Gallery of Philologists
Angelo Poliziano
14 July 1454 - 24 Sept 1494

Montepulciano, Birthplace of Poliziano

Angelo Ambrogini (July 14, 1454 – September 24, 1494), best known as Poliziano or Politianus from his birthplace, Montepulciano in central Tuscany, was a Florentine classical scholar and poet, a leading figure in the revival of Humanist Latin, and an early codifier of philological technique.

His father, Benedetto, a distinguished jurist, was murdered by political antagonists for adopting the cause of Piero de Medici in Montepulciano. That circumstance gave his eldest son, Angelo, a claim on the Medici family. He thus early found the sort of patronage that had long eluded his predecessor Valla. At ten Angelo went to Florence to study Latin and Greek, and quickly distinguished himself as a prodigy. At thirteen he began to circulate letters in Latin; at sixteen he translated Books II-V of the Iliad into Latin hexameters; at seventeen he was versifying in Greek; at eighteen he published an edition of Catullus. All this brilliance attracted the attention of Lorenzo de' Medici, the autocrat of Florence and the chief patron of learning in Italy, who took Poliziano into his household, made him the tutor of his children, and secured for him a professorship in the University of Florence. This remained his situation to the end of his life, a quiet one in which he trained students from Italy, but also from Germany, England, and Portugal, in this way influencing scholars from one end of Europe to the other. For a still wider public he published the notes of his courses on Ovid, Suetonius, Statius, Pliny the Younger, and Quintilian. His work on the Pandects of Justinian I, though not of high rank as a work of erudition, stimulated the wider study of Roman law.

Angelo Poliziano

His fluency as a poet and translator was an important part of his effectiveness.

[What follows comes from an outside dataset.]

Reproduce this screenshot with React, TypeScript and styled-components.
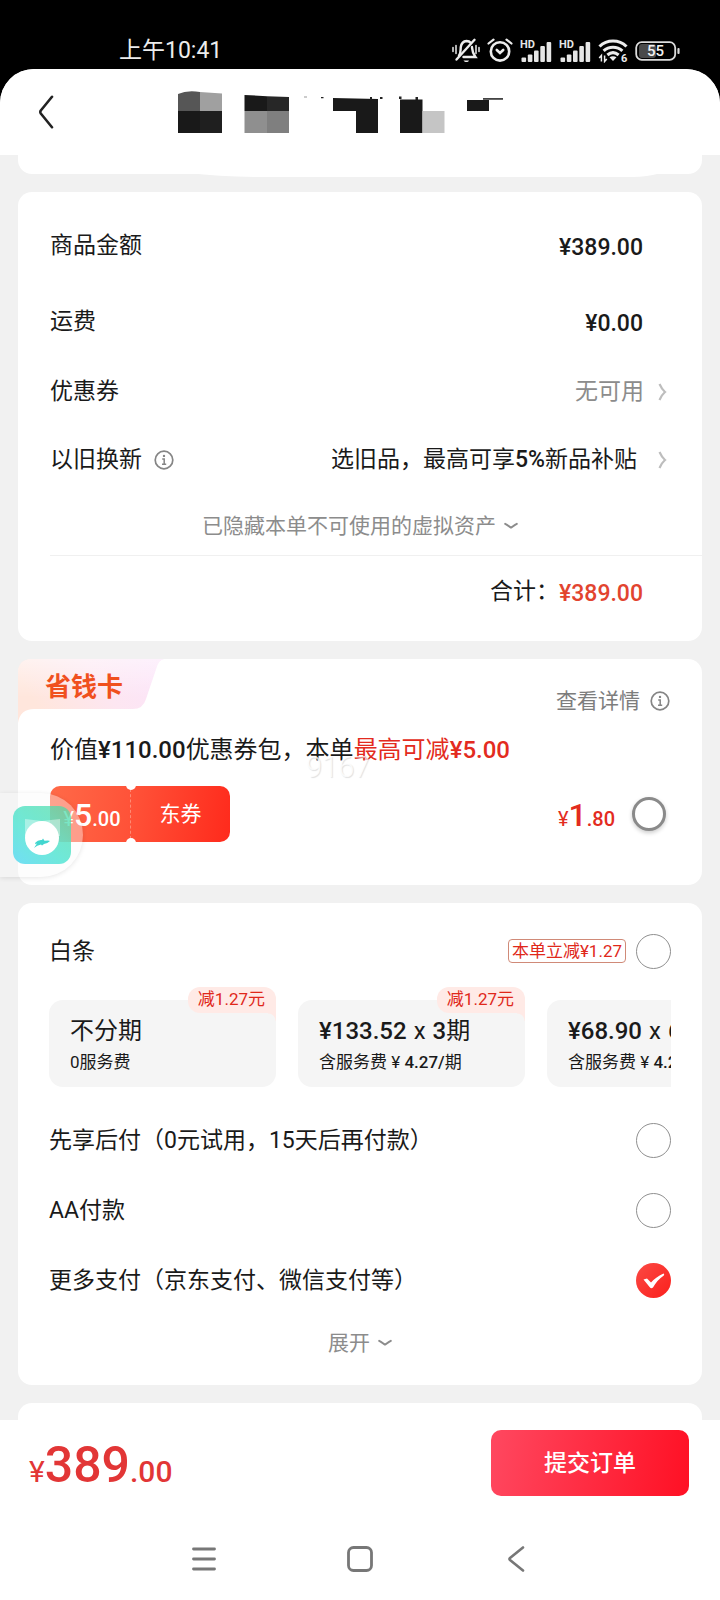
import React, { useState } from "react";
import styled, { createGlobalStyle } from "styled-components";

const GlobalStyle = createGlobalStyle`
  *, *::before, *::after { box-sizing: border-box; }
  body {
    margin: 0;
    background: #fff;
    color: #1a1a1a;
    font-family: Roboto, "Noto Sans CJK SC", sans-serif;
    font-size: 23px;
    line-height: 32px;
  }
  button {
    margin: 0;
    padding: 0;
    border: 0;
    background: none;
    color: inherit;
    font: inherit;
    cursor: pointer;
  }
  svg { display: block; flex: none; }
`;

const Page = styled.div`
  position: relative;
  display: flex;
  flex-direction: column;
  min-height: 100vh;
  overflow: hidden;
  background: #000;
`;

const StatusBar = styled.div`
  display: flex;
  align-items: center;
  justify-content: space-between;
  height: 69px;
  padding: 32px 40px 0 119px;
  color: #ededed;
`;

const StatusIcons = styled.div`
  display: flex;
  align-items: center;
  gap: 7px;
`;

const Sheet = styled.div`
  flex: 1;
  display: flex;
  flex-direction: column;
  border-radius: 34px 34px 0 0;
  overflow: hidden;
  background: #f1f1f1;
`;

const Header = styled.header`
  display: grid;
  grid-template-columns: 60px 1fr 60px;
  align-items: start;
  justify-items: center;
  height: 86px;
  padding-top: 21px;
  background: #fff;
`;

const BackButton = styled.button`
  display: grid;
  place-items: center;
  width: 60px;
  height: 44px;
  padding-left: 32px;
`;

const Content = styled.main`
  flex: 1;
  display: flex;
  flex-direction: column;
  gap: 18px;
  padding: 0 18px;
`;

const Card = styled.section`
  position: relative;
  border-radius: 14px;
  background: #fff;
`;

const CardEnd = styled(Card)`
  height: 19px;
  border-radius: 0 0 14px 14px;
`;

const SagShape = styled.svg`
  position: absolute;
  left: 25%;
  top: 18px;
  width: 69%;
  height: 4px;
`;

const CardStart = styled(Card)`
  flex: 1;
  min-height: 17px;
  border-radius: 14px 14px 0 0;
`;

const PriceCard = styled(Card)`
  padding: 14px 0 13px 32px;
`;

const Row = styled.div<{ $tall?: boolean }>`
  display: flex;
  align-items: center;
  justify-content: space-between;
  height: ${(p) => (p.$tall ? 76 : 68)}px;
  padding: ${(p) => (p.$tall ? 4 : 0)}px 35px 0 0;
`;

const RowLabel = styled.span`
  display: flex;
  align-items: center;
  gap: 12px;
`;

const Money = styled.span<{ $red?: boolean }>`
  padding: 4px 24px 0 0;
  font-weight: 500;
  color: ${(p) => (p.$red ? "#e2442f" : "#1a1a1a")};
`;

const RowButton = styled.button<{ $muted?: boolean }>`
  display: flex;
  align-items: center;
  gap: ${(p) => (p.$muted ? 14 : 21)}px;
  color: ${(p) => (p.$muted ? "#8c8c8c" : "#1a1a1a")};
  b { font-weight: 500; }
`;

const IconButton = styled.button`
  display: block;
`;

const FoldButton = styled.button<{ $height: number }>`
  display: flex;
  align-items: center;
  justify-content: center;
  gap: 8px;
  width: 100%;
  height: ${(p) => p.$height}px;
  color: #8c8c8c;
  font-size: 21px;
`;

const FoldArea = styled.div`
  padding: 2px 32px 0 0;
  border-bottom: 1px solid #f0f0f0;
`;

const TotalRow = styled.div`
  display: flex;
  align-items: center;
  justify-content: flex-end;
  height: 72px;
  padding-right: 35px;
`;

const SavingsCard = styled(Card)`
  padding: 0 32px 43px;
`;

const SavingsHead = styled.div`
  display: flex;
  justify-content: space-between;
  height: 66px;
  margin-left: -32px;
`;

const SavingsTag = styled.h2`
  position: relative;
  width: 146px;
  height: 66px;
  margin: 0;
  padding: 10px 0 0 27px;
  color: #f0501e;
  font-size: 26px;
  font-weight: 700;
  line-height: 36px;
  svg { position: absolute; left: 0; top: 0; }
  span { position: relative; }
`;

const DetailsLink = styled.a`
  display: flex;
  align-items: center;
  gap: 10px;
  height: 32px;
  margin-top: 26px;
  color: #7d7d7d;
  font-size: 21px;
  text-decoration: none;
`;

const SavingsTitle = styled.p`
  margin: 0;
  padding-top: 1px;
  font-size: 24px;
  line-height: 48px;
  b { font-weight: 500; }
`;

const RedText = styled.span`
  color: #e32b20;
`;

const SavingsBody = styled.div`
  display: flex;
  align-items: center;
  justify-content: space-between;
  margin-top: 12px;
`;

const Coupon = styled.div`
  position: relative;
  display: grid;
  grid-template-columns: 81px 99px;
  align-items: center;
  height: 56px;
  border-radius: 10px;
  background: linear-gradient(100deg, #ff6a48, #ff5238 45%, #ff2a1c);
  color: #fff;
  font-size: 21px;
  text-align: center;
  &::before, &::after {
    content: "";
    position: absolute;
    left: 76px;
    width: 10px;
    height: 10px;
    border-radius: 50%;
    background: #fff;
  }
  &::before { top: -6px; }
  &::after { bottom: -6px; }
`;

const CouponValue = styled.span`
  padding-left: 4px;
  border-right: 1px dashed #ff8a74;
`;

const Amount = styled.span<{ $large?: boolean }>`
  display: inline-block;
  padding-top: ${(p) => (p.$large ? 10 : 6)}px;
  font-size: ${(p) => (p.$large ? 30 : 20)}px;
  line-height: 40px;
  font-weight: 500;
  strong {
    font-size: ${(p) => (p.$large ? 50 : 32)}px;
    font-weight: 500;
  }
`;

const Currency = styled.span`
  font-weight: 400;
`;

const CardPrice = styled.label`
  display: flex;
  align-items: center;
  gap: 17px;
  margin-right: 4px;
  color: #e32b20;
`;

const Radio = styled.input<{ $heavy?: boolean }>`
  appearance: none;
  flex: none;
  width: ${(p) => (p.$heavy ? 34 : 35)}px;
  height: ${(p) => (p.$heavy ? 34 : 35)}px;
  margin: 0;
  border: ${(p) => (p.$heavy ? "3px solid #8a8a8a" : "1px solid #8f8f8f")};
  border-radius: 50%;
  background: #fff;
  box-shadow: ${(p) => (p.$heavy ? "0 2px 4px rgba(0,0,0,.2)" : "none")};
  cursor: pointer;
  &:checked {
    border: 0;
    background:
      url("data:image/svg+xml,%3Csvg xmlns='http://www.w3.org/2000/svg' viewBox='0 0 35 35'%3E%3Cpath d='M7.5 16.5 L11 15.6 L15 19.5 C18 16 22 13 27.5 10.5 C28.5 11 28.3 12 27.5 12.8 C23 16 19.5 20 17 24.5 C15.8 25.6 14.6 25.4 13.8 24.3 Z' fill='white'/%3E%3C/svg%3E") center / 100% no-repeat,
      linear-gradient(135deg, #fb4a44, #fb1f1c);
  }
`;

const PayCard = styled(Card)`
  padding: 14px 31px 14px 31px;
`;

const PayRow = styled.label<{ $height: number }>`
  display: flex;
  align-items: center;
  height: ${(p) => p.$height}px;
  cursor: pointer;
`;

const PayName = styled.span`
  flex: 1;
  padding-top: 2px;
`;

const PromoTag = styled.span`
  margin-right: 10px;
  padding: 0 3px;
  border: 1px solid #d08a78;
  border-radius: 4px;
  color: #e0281a;
  font-size: 17px;
  line-height: 22px;
`;

const Plans = styled.div`
  display: flex;
  gap: 22px;
  padding: 15px 0 18px;
  overflow: hidden;
`;

const Plan = styled.button`
  position: relative;
  flex: none;
  width: 227px;
  height: 87px;
  padding: 4px 21px 0;
  border-radius: 14px;
  background: #f5f5f5;
  text-align: left;
`;

const PlanTitle = styled.span`
  display: block;
  font-size: 24px;
  line-height: 32px;
  white-space: nowrap;
  b { font-weight: 500; }
`;

const Times = styled.span`
  padding: 0 7px;
`;

const PlanNote = styled.span`
  display: block;
  font-size: 17px;
  line-height: 30px;
  white-space: nowrap;
  b { font-weight: 500; }
`;

const PlanBadge = styled.span`
  position: absolute;
  right: 0;
  top: -13px;
  padding: 1px 11px 2px 10px;
  border-radius: 12px 12px 0 12px;
  background: #ffeae6;
  color: #e0281a;
  font-size: 17px;
  line-height: 23px;
  &::after {
    content: "";
    position: absolute;
    right: 0;
    top: 26px;
    width: 8px;
    height: 8px;
    background: radial-gradient(circle at 0 100%, transparent 7px, #ffeae6 8px);
  }
`;

const SubmitBar = styled.footer`
  display: flex;
  align-items: center;
  justify-content: space-between;
  height: 86px;
  padding: 0 31px 0 29px;
  background: #fff;
  color: #e23636;
`;

const SubmitButton = styled.button`
  width: 198px;
  height: 66px;
  padding-top: 2px;
  border-radius: 10px;
  background: linear-gradient(100deg, #ff4860, #ff1024);
  color: #fff;
  font-weight: 500;
`;

const SystemNav = styled.nav`
  display: flex;
  justify-content: center;
  gap: 116px;
  height: 94px;
  padding-top: 33px;
  background: #fff;
`;

const NavButton = styled.button`
  display: grid;
  place-items: center;
  width: 40px;
  height: 40px;
`;

const FloatingBall = styled.div`
  position: absolute;
  left: 0;
  top: 793px;
  width: 83px;
  height: 84px;
  padding: 13px;
  border-radius: 0 42px 42px 0;
  background: rgba(250, 250, 250, 0.4);
  box-shadow: 0 1px 5px rgba(0, 0, 0, 0.1);
`;

const Watermark = styled.span`
  position: absolute;
  left: 306px;
  top: 748px;
  color: rgba(255, 255, 255, 0.8);
  font-size: 29px;
  font-weight: 300;
  line-height: 38px;
  text-shadow: 1px 1px 1px rgba(0, 0, 0, 0.12);
`;

const InfoIcon = () => (
  <svg width="20" height="20" viewBox="0 0 20 20" fill="none" stroke="#858585">
    <circle cx="10" cy="10" r="8.8" strokeWidth="1.7" />
    <circle cx="10" cy="5.9" r="1.2" fill="#858585" stroke="none" />
    <path d="M8.2 8.9h2v5.2M8 14.3h4.2" strokeWidth="1.5" />
  </svg>
);

const Chevron = () => (
  <svg width="9" height="18" viewBox="0 0 9 18" fill="none" stroke="#bdbdbd" strokeWidth="2.2">
    <path d="M1.5 1 Q4 6.5 7 9 Q4 11.5 1.5 17" />
  </svg>
);

const DownIcon = () => (
  <svg width="14" height="8" viewBox="0 0 14 8" fill="none" stroke="#8c8c8c" strokeWidth="2" strokeLinecap="round">
    <path d="M1.2 1.8 C4 3 5.5 5 7 5.6 C8.5 5 10 3 12.8 1.8" />
  </svg>
);

const MutedBell = () => (
  <svg width="28" height="25" viewBox="0 0 28 25" fill="none" stroke="#ededed" strokeWidth="2.4" strokeLinecap="round">
    <path d="M7 17.5 C9 15 8.4 12 8.8 9 C9.4 5.2 11.5 3.2 14.5 3 C16.5 3 18 3.8 19 5" />
    <path d="M20 9 C20.3 12 20 14.5 23.4 19 H11.5" />
    <path d="M4.5 21.5 L22.5 1.8" />
    <path d="M11.5 22.5 C13 24.6 16 24.6 17 22.5 Z" fill="#ededed" stroke="none" />
    <path d="M1 9.5v4M4 7.5v8M24 7.5v8M27 9.5v4" strokeWidth="1.5" />
  </svg>
);

const Alarm = () => (
  <svg width="26" height="25" viewBox="0 0 26 25" fill="none" stroke="#ededed" strokeLinecap="round">
    <circle cx="13" cy="13.4" r="9.2" strokeWidth="2.6" />
    <path d="M9.8 12 L13 15 L16.2 12" strokeWidth="2.6" />
    <path d="M1.5 5.5 L6.5 1.6 M24.5 5.5 L19.5 1.6" strokeWidth="2.2" />
  </svg>
);

const Signal = () => (
  <svg width="32" height="24" viewBox="0 0 32 24" fill="#e6e6e6">
    <text x="0" y="8.5" fontSize="11" fontWeight="700" fontFamily="Roboto, sans-serif">HD</text>
    <rect x="1.5" y="18.5" width="4.6" height="4.5" rx="1" />
    <rect x="7.8" y="15.5" width="4.6" height="7.5" rx="1" />
    <rect x="14" y="11.5" width="4.6" height="11.500" rx="1" />
    <rect x="20.3" y="7" width="4.6" height="16" rx="1" />
    <rect x="26.6" y="3" width="4.6" height="20" rx="1" />
  </svg>
);

const Wifi = () => (
  <svg width="30" height="25" viewBox="0 0 30 25" fill="none" stroke="#ededed" strokeWidth="3.1">
    <path d="M1.5 8.5 C9 1.2 21 1.2 28.5 8.5" />
    <path d="M5.6 12.8 C11 8 19 8 24.4 12.8" />
    <path d="M9.4 17 C13 14 17 14 20.6 17" />
    <path d="M11.5 19.2 C13.5 17.8 16.5 17.8 18.5 19.2 L15 23 Z" fill="#ededed" stroke="none" />
    <path d="M3.4 23.5v-6l-2.2 2.4M6.6 17.5v6l2.2-2.4" strokeWidth="1.5" />
    <text x="23" y="23.5" fontSize="11" fontWeight="700" fill="#ededed" stroke="none" fontFamily="Roboto, sans-serif">6</text>
  </svg>
);

const Battery = () => (
  <svg width="45" height="20" viewBox="0 0 45 20">
    <rect x="4" y="3" width="17" height="14" rx="3" fill="#4a4a4a" />
    <rect x="1.2" y="1.2" width="39" height="17.6" rx="5.5" fill="none" stroke="#dcdcdc" strokeWidth="1.8" />
    <rect x="42.4" y="7" width="2.2" height="6" rx="1" fill="#dcdcdc" />
    <text x="20.5" y="15.4" textAnchor="middle" fontSize="15" fontWeight="500" fill="#f2f2f2" fontFamily="Roboto, sans-serif">55</text>
  </svg>
);

const MosaicTitle = () => (
  <svg width="380" height="46" viewBox="170 90 380 46" aria-hidden="true">
    <path d="M178 94 Q187 90 200 92 V111 H178Z" fill="#565656" />
    <path d="M200 92 L222 93.5 V111 H200Z" fill="#a0a0a0" />
    <rect x="178" y="111" width="22" height="22" fill="#191919" />
    <rect x="200" y="111" width="22" height="22" fill="#1f1f1f" />
    <path d="M244.500 95 L267 96.200 V111 H244.500Z" fill="#191919" />
    <path d="M267 96.200 L289 97 V111 H267Z" fill="#272727" />
    <rect x="244.500" y="111" width="22.500" height="22" fill="#8f8f8f" />
    <rect x="267" y="111" width="22" height="22" fill="#7f7f7f" />
    <path d="M304 96.500h3v1h-3z" fill="#999" />
    <path d="M321 97h2.500v1.200H321z" fill="#222" />
    <path d="M333 98 L378 99 V133 H356 V111 H333Z" fill="#191919" />
    <path d="M370 97h2v3h-2zM380 97h2.500v2H380zM399 96.500h2.500v2.500H399zM415.500 97h2.500v3h-2.500z" fill="#222" />
    <rect x="400" y="99.500" width="22.500" height="33.500" fill="#191919" />
    <rect x="422.500" y="111" width="22" height="22" fill="#c5c5c5" />
    <rect x="467" y="100" width="22" height="11" fill="#191919" />
    <rect x="483" y="98" width="20" height="1.800" fill="#444" />
  </svg>
);

const PLANS = [
  { title: <>不分期</>, note: <>0服务费</>, badge: "减1.27元" },
  { title: <><b>¥133.52</b><Times>x</Times><b>3</b>期</>, note: <>含服务费 ¥ <b>4.27/</b>期</>, badge: "减1.27元" },
  { title: <><b>¥68.90</b><Times>x</Times><b>6</b>期</>, note: <>含服务费 ¥ <b>4.27/</b>期</>, badge: "" },
];

const METHODS = [
  { id: "later", name: "先享后付（0元试用，15天后再付款）" },
  { id: "aa", name: "AA付款" },
  { id: "more", name: "更多支付（京东支付、微信支付等）" },
];

export default function App() {
  const [method, setMethod] = useState("more");
  return (
    <>
      <GlobalStyle />
      <Page>
        <StatusBar>
          <span>上午10:41</span>
          <StatusIcons>
            <MutedBell />
            <Alarm />
            <Signal />
            <Signal />
            <Wifi />
            <Battery />
          </StatusIcons>
        </StatusBar>

        <Sheet>
          <Header>
            <BackButton aria-label="返回">
              <svg width="16" height="34" viewBox="0 0 16 34" fill="none" stroke="#222" strokeWidth="2.6" strokeLinecap="round" strokeLinejoin="round">
                <path d="M14 1.800 L2.800 15.500 Q1.800 17 2.800 18.500 L14 32.200" />
              </svg>
            </BackButton>
            <MosaicTitle />
          </Header>

          <Content>
            <CardEnd>
              <SagShape viewBox="0 0 500 4" preserveAspectRatio="none">
                <path d="M0 0 Q30 3.500 70 4 H470 Q485 4 500 0Z" fill="#fff" />
              </SagShape>
            </CardEnd>

            <PriceCard>
              <Row $tall>
                <span>商品金额</span>
                <Money>¥389.00</Money>
              </Row>
              <Row $tall>
                <span>运费</span>
                <Money>¥0.00</Money>
              </Row>
              <Row>
                <span>优惠券</span>
                <RowButton $muted>
                  无可用
                  <Chevron />
                </RowButton>
              </Row>
              <Row>
                <RowLabel>
                  以旧换新
                  <IconButton aria-label="以旧换新说明">
                    <InfoIcon />
                  </IconButton>
                </RowLabel>
                <RowButton>
                  <span>选旧品，最高可享<b>5%</b>新品补贴</span>
                  <Chevron />
                </RowButton>
              </Row>
              <FoldArea>
                <FoldButton $height={59}>
                  已隐藏本单不可使用的虚拟资产
                  <DownIcon />
                </FoldButton>
              </FoldArea>
              <TotalRow>
                <span>合计：</span>
                <Money $red>¥389.00</Money>
              </TotalRow>
            </PriceCard>

            <SavingsCard>
              <SavingsHead>
                <SavingsTag>
                  <svg width="146" height="66" viewBox="0 0 146 66">
                    <defs>
                      <linearGradient id="tagFill" x1="0" y1="0.3" x2="1" y2="0">
                        <stop offset="0" stopColor="#ffe6dc" />
                        <stop offset="0.5" stopColor="#fde6f1" />
                        <stop offset="1" stopColor="#fbe3fb" />
                      </linearGradient>
                      <linearGradient id="tagFade" x1="0" y1="0" x2="0" y2="1">
                        <stop offset="0" stopColor="#fff" stopOpacity="0.5" />
                        <stop offset="0.6" stopColor="#fff" stopOpacity="0" />
                      </linearGradient>
                    </defs>
                    <path d="M0 14 Q0 0 14 0 H146 Q141 1 139 7 L128 40 Q125 50 115 50 H16 Q2 50 0 64Z" fill="url(#tagFill)" />
                    <path d="M0 14 Q0 0 14 0 H146 Q141 1 139 7 L128 40 Q125 50 115 50 H16 Q2 50 0 64Z" fill="url(#tagFade)" />
                  </svg>
                  <span>省钱卡</span>
                </SavingsTag>
                <DetailsLink href="#details">
                  查看详情
                  <InfoIcon />
                </DetailsLink>
              </SavingsHead>
              <SavingsTitle>
                价值<b>¥110.00</b>优惠券包，本单<RedText>最高可减<b>¥5.00</b></RedText>
              </SavingsTitle>
              <SavingsBody>
                <Coupon>
                  <CouponValue>
                    <Amount><Currency>¥</Currency><strong>5</strong>.00</Amount>
                  </CouponValue>
                  <span>东券</span>
                </Coupon>
                <CardPrice>
                  <Amount><Currency>¥</Currency><strong>1</strong>.80</Amount>
                  <Radio type="radio" name="savings" $heavy aria-label="购买省钱卡" />
                </CardPrice>
              </SavingsBody>
            </SavingsCard>

            <PayCard>
              <PayRow $height={68}>
                <PayName>白条</PayName>
                <PromoTag>本单立减¥1.27</PromoTag>
                <Radio type="radio" name="pay" checked={method === "baitiao"} onChange={() => setMethod("baitiao")} />
              </PayRow>
              <Plans>
                {PLANS.map((plan, i) => (
                  <Plan key={i}>
                    <PlanTitle>{plan.title}</PlanTitle>
                    <PlanNote>{plan.note}</PlanNote>
                    {plan.badge && <PlanBadge>{plan.badge}</PlanBadge>}
                  </Plan>
                ))}
              </Plans>
              {METHODS.map((m) => (
                <PayRow key={m.id} $height={70}>
                  <PayName>{m.name}</PayName>
                  <Radio type="radio" name="pay" checked={method === m.id} onChange={() => setMethod(m.id)} />
                </PayRow>
              ))}
              <FoldButton $height={56}>
                展开
                <DownIcon />
              </FoldButton>
            </PayCard>

            <CardStart />
          </Content>

          <SubmitBar>
            <Amount $large><Currency>¥</Currency><strong>389</strong>.00</Amount>
            <SubmitButton>提交订单</SubmitButton>
          </SubmitBar>

          <SystemNav>
            <NavButton aria-label="最近任务">
              <svg width="26" height="26" viewBox="0 0 26 26" stroke="#777" strokeWidth="2.8" strokeLinecap="round">
                <path d="M2.500 3h21M2.500 13h21M2.500 23h21" />
              </svg>
            </NavButton>
            <NavButton aria-label="主屏幕">
              <svg width="26" height="26" viewBox="0 0 26 26" fill="none" stroke="#777" strokeWidth="2.8">
                <rect x="1.500" y="1.500" width="23" height="23" rx="5" />
              </svg>
            </NavButton>
            <NavButton aria-label="返回上一级">
              <svg width="18" height="26" viewBox="0 0 18 26" fill="none" stroke="#777" strokeWidth="2.6" strokeLinecap="round" strokeLinejoin="round">
                <path d="M16 1.500 L3 12 Q2 13 3 14 L16 24.500" />
              </svg>
            </NavButton>
          </SystemNav>
        </Sheet>

        <Watermark>9167</Watermark>
        <FloatingBall>
          <svg width="58" height="58" viewBox="0 0 58 58">
            <defs>
              <linearGradient id="ball" x1="0" y1="1" x2="0.8" y2="0">
                <stop offset="0" stopColor="#6adcf5" stopOpacity="0.95" />
                <stop offset="0.45" stopColor="#5fe6d6" stopOpacity="0.9" />
                <stop offset="1" stopColor="#46dca8" stopOpacity="0.7" />
              </linearGradient>
            </defs>
            <rect width="58" height="58" rx="12" fill="url(#ball)" />
            <path d="M12 13 L29 15 L47 13 V30 H12Z" fill="#fff" opacity="0.4" />
            <circle cx="29" cy="32" r="17" fill="#fff" />
            <path d="M21 42 L24 37.500 L22 38.200 L22.500 36.500 Q25 33.500 29 34 L30 32.500 L31.500 34.800 L35 34.500 L37 35 Q34 38 31 38 L29 39.500 L28 38.500 Q24 39 21 42Z" fill="#42d6cf" />
          </svg>
        </FloatingBall>
      </Page>
    </>
  );
}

He used his own didactic poem Manto, a panegyric of Vergil, to introduce his course on Vergil. His Latin versions of some of the Greek classics, including Hippocrates and Galen as well as Plato's Charmides, were highly regarded at the time, as was a collection of Tuscan songs based on various forms of popular poetry (his patron Lorenzo was concerned to revitalize Tuscan culture). Poliziano's Italian opera Orfeo was performed at Mantua. He was an important figure in the line of development of Italian poetry, leading a generation later to Ariosto. Here too, he represents a stage beyond that of Valla, and further toward the emergence of the European local languages.

Lorenzo died on 8 April 1492; Poliziano wrote a funeral ode. Let a word here be added on the role of Lorenzo "The Magnificent," who not only supported scholars and artists (among them Pico della Mirandola and Michelangelo), but sustained their labors by creating libraries in which the manuscripts of the classics could be collected and made available to scholarship. Poliziano's own most lasting contribution is of similar scope. In the critical and philological essays published in 1489 as the Miscellanea, he created the form in which later philologists would share their discoveries with each other. In effect, he established a new medium of scholarly communication. He brought philology out of the margin and onto the page.